WORK REQUIRED:
Gather from the material every line that contains the string "page".
--- Start of RECORDS TO USE ---
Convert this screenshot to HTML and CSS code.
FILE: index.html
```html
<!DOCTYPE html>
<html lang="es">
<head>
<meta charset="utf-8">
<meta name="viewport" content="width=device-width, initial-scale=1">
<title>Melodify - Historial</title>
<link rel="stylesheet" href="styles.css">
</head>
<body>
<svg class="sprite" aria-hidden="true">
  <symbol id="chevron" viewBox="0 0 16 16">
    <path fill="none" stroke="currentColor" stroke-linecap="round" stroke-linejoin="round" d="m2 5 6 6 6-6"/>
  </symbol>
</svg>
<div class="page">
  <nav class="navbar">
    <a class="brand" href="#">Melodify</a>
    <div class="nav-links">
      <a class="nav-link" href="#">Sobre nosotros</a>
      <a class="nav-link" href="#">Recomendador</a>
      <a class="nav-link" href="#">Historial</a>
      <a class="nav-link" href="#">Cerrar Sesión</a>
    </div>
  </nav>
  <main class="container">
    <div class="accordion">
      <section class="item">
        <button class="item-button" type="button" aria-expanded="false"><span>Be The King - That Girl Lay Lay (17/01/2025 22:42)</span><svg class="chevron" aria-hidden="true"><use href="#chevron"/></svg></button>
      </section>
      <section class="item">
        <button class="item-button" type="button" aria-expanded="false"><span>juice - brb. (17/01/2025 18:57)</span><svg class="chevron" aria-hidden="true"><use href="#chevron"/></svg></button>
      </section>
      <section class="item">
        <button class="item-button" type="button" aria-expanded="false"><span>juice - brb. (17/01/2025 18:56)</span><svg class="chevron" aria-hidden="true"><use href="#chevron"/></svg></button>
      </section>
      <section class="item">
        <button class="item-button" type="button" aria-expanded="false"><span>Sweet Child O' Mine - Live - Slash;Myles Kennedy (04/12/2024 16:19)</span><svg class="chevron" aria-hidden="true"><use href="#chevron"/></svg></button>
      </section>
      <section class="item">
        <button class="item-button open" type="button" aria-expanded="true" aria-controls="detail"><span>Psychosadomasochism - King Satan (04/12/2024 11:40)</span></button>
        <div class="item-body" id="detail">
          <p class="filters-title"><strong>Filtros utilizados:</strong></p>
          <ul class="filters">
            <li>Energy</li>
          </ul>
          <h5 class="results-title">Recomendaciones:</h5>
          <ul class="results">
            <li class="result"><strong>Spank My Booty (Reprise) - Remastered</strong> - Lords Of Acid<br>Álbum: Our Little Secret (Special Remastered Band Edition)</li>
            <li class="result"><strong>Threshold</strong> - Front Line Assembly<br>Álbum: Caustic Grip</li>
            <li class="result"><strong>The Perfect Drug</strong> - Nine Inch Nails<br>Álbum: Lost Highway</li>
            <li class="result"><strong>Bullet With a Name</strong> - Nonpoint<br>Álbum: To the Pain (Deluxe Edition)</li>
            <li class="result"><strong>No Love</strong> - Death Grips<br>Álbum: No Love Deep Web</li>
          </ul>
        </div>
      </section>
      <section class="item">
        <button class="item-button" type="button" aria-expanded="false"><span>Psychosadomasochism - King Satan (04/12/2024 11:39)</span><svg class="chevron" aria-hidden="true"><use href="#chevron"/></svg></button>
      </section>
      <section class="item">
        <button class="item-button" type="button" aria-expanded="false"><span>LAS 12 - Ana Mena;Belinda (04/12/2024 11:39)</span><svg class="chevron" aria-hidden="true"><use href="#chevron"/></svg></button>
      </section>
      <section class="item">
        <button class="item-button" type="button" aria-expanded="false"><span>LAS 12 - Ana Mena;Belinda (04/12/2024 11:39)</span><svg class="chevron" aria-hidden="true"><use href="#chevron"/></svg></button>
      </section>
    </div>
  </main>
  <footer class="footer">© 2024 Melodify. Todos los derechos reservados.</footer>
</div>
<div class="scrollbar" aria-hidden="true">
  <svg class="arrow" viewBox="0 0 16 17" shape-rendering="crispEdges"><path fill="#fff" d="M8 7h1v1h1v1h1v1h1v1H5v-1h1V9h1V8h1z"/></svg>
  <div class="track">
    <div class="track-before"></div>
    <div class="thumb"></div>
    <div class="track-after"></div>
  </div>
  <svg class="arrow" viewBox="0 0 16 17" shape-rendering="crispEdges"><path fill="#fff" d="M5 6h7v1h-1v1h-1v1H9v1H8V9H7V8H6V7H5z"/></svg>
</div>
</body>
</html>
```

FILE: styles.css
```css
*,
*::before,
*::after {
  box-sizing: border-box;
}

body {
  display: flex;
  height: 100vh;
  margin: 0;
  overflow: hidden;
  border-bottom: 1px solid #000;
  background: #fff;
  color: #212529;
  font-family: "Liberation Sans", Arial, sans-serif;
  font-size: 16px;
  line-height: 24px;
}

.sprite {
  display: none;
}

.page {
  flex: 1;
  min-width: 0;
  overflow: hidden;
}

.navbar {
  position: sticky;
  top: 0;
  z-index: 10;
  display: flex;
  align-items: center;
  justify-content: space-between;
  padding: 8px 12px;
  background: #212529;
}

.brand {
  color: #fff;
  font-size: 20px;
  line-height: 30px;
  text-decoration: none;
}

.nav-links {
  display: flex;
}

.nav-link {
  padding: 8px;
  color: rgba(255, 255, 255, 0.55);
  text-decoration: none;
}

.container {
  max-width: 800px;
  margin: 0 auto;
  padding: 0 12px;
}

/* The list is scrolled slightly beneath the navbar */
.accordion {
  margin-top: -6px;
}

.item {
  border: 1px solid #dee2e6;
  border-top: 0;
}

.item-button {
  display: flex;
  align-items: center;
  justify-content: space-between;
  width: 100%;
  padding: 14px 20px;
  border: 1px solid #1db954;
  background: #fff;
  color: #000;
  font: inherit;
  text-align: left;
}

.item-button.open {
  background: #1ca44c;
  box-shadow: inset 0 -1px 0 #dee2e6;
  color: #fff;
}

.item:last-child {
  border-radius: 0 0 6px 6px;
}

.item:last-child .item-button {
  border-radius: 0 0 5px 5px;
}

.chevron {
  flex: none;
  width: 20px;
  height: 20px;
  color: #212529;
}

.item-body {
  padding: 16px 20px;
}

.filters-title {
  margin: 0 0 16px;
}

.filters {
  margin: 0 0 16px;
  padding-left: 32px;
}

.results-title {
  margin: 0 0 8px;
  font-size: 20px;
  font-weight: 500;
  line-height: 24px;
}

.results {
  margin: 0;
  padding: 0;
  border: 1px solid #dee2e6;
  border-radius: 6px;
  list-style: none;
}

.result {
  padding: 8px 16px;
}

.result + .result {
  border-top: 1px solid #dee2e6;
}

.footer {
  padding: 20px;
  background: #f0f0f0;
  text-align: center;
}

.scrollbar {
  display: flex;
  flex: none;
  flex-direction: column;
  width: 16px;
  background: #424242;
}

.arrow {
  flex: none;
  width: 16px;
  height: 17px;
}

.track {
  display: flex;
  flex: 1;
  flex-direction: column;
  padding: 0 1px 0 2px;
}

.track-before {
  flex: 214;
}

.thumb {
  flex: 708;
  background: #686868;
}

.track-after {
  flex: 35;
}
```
--- End of RECORDS TO USE ---
--- Start of RECORDS TO USE ---
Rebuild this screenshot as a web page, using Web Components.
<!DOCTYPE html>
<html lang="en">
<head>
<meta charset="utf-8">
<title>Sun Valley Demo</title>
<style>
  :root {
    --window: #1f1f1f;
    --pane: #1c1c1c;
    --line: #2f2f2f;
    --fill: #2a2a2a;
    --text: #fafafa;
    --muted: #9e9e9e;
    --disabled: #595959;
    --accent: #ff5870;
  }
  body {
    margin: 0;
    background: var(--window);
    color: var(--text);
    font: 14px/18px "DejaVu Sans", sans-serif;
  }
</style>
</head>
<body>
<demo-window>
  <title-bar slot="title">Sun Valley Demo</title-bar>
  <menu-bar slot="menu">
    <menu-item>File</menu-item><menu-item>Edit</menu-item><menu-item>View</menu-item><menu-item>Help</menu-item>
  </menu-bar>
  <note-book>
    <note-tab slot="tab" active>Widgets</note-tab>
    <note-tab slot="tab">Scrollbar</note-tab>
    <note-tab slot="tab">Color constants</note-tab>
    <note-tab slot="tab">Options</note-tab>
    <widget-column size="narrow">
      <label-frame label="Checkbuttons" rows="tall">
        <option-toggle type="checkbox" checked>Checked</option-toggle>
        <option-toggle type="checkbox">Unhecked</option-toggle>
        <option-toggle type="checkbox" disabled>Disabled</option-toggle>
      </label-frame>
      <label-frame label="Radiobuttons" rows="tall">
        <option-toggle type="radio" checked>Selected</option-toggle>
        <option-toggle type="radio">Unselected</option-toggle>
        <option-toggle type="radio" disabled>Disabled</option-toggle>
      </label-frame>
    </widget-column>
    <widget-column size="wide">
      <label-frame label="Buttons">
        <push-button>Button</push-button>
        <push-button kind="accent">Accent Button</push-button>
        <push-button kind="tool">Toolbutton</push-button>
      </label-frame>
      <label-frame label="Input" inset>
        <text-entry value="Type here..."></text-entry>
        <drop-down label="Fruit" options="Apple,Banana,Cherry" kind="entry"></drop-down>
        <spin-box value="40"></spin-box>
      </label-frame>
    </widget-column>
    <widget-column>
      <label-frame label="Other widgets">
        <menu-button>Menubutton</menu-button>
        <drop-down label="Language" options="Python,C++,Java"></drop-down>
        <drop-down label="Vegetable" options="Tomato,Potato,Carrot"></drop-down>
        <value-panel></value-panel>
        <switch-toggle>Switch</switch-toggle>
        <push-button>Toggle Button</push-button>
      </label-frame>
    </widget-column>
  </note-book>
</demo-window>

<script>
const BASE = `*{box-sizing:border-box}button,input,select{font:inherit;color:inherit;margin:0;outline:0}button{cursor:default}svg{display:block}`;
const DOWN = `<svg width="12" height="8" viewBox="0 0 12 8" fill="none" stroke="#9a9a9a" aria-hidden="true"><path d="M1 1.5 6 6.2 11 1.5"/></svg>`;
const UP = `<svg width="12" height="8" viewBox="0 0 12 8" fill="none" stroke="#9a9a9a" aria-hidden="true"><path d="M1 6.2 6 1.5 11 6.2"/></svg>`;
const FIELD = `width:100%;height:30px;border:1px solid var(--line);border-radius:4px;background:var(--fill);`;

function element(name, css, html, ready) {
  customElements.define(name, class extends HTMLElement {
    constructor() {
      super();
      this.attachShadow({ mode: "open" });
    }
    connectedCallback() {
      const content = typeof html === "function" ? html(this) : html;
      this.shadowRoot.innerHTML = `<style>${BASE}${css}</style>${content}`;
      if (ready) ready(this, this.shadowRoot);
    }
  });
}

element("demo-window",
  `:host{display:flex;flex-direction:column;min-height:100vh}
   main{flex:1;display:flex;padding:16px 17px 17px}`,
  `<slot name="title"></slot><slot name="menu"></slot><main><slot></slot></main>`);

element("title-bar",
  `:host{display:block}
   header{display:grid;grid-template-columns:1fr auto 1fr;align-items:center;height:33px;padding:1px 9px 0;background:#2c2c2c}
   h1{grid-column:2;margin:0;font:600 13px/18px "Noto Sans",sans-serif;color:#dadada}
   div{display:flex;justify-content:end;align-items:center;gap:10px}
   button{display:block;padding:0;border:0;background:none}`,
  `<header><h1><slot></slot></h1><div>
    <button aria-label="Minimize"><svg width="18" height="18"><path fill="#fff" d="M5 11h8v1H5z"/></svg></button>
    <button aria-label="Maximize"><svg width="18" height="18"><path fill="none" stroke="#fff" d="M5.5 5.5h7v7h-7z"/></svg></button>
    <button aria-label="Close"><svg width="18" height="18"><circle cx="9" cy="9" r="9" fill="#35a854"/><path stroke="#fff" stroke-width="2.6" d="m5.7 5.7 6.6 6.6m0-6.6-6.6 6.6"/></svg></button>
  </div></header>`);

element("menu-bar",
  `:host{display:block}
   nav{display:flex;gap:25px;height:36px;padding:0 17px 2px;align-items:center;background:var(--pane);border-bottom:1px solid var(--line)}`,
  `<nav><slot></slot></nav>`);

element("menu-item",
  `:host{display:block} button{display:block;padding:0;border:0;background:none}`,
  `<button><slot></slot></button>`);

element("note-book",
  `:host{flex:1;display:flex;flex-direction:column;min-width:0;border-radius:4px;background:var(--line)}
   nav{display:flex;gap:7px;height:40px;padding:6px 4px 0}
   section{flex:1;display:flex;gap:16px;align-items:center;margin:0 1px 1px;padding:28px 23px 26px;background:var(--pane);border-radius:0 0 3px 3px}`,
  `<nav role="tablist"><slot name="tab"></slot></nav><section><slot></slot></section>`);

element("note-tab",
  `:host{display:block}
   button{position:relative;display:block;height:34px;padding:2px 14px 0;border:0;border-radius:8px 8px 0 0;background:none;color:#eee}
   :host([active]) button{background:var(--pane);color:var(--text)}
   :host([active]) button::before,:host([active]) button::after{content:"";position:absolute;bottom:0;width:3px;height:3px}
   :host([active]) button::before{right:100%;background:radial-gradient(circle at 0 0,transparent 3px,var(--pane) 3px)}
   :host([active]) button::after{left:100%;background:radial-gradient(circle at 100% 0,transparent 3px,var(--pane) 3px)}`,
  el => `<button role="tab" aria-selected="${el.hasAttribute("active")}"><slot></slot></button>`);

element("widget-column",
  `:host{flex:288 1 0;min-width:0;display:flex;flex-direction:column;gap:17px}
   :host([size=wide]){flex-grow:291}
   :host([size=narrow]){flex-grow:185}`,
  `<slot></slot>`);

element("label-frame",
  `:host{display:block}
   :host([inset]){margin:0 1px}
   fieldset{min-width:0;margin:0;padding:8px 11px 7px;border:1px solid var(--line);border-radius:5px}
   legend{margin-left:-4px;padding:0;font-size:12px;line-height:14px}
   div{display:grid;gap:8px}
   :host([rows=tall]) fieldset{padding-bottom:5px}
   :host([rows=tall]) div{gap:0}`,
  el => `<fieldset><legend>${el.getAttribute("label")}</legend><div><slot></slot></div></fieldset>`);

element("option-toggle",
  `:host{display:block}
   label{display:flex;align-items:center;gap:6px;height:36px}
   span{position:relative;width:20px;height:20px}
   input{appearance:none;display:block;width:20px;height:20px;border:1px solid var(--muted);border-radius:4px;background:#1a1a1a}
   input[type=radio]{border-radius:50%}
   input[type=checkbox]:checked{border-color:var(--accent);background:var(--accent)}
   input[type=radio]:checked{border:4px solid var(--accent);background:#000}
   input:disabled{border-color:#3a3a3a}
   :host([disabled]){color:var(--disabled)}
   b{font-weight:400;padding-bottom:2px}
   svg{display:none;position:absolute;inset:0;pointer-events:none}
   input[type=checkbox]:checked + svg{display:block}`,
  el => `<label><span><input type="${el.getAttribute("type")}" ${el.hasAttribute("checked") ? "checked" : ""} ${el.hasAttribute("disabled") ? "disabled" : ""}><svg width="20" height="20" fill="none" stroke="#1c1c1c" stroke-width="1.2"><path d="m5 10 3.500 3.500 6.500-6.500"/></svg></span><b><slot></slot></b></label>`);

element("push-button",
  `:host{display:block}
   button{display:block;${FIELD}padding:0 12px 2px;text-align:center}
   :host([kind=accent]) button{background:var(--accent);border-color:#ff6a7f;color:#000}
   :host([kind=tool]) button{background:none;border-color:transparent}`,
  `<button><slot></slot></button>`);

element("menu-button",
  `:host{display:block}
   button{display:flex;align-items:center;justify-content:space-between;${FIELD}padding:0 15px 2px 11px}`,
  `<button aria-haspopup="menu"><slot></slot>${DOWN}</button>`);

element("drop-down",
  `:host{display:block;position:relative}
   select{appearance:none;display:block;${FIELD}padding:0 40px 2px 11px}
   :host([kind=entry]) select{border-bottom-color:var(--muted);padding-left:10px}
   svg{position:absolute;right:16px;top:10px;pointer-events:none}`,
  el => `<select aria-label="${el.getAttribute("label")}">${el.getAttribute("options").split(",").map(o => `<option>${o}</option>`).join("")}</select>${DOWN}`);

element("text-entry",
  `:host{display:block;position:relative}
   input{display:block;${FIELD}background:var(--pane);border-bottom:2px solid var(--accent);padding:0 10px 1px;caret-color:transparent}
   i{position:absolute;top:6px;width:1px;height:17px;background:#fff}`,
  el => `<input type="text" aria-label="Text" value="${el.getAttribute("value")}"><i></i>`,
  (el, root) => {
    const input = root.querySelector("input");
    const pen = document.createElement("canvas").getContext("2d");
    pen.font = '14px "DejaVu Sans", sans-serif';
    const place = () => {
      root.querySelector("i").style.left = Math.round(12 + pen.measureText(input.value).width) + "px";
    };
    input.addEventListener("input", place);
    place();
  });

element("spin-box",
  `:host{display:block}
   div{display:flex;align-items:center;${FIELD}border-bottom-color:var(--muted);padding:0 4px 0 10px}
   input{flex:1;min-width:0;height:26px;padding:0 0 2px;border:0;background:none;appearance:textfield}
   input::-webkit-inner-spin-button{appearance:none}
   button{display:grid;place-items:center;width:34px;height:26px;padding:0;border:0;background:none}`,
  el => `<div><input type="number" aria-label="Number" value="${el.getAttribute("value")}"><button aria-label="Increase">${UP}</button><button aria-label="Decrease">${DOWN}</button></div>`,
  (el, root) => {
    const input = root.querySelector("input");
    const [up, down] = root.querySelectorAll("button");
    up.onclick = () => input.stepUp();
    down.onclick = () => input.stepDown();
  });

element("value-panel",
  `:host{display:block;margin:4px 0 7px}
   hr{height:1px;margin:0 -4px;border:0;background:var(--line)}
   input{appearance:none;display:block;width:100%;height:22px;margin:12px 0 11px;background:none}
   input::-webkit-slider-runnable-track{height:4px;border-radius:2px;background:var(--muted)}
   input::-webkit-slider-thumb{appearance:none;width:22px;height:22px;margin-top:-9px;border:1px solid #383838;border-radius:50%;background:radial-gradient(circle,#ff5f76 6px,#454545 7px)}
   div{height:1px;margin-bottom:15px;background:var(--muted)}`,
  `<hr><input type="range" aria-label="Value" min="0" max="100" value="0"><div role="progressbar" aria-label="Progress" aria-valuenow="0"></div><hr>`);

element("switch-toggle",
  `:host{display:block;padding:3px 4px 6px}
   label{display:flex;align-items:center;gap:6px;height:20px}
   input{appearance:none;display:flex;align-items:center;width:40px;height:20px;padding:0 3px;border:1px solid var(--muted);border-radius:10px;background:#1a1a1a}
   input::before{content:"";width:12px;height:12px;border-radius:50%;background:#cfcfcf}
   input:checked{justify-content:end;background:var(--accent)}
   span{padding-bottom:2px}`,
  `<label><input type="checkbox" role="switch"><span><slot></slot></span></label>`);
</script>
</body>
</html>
--- End of RECORDS TO USE ---
THE SOLUTION:
<div class="page">
.page {
Rebuild this screenshot as a web page, using Web Components.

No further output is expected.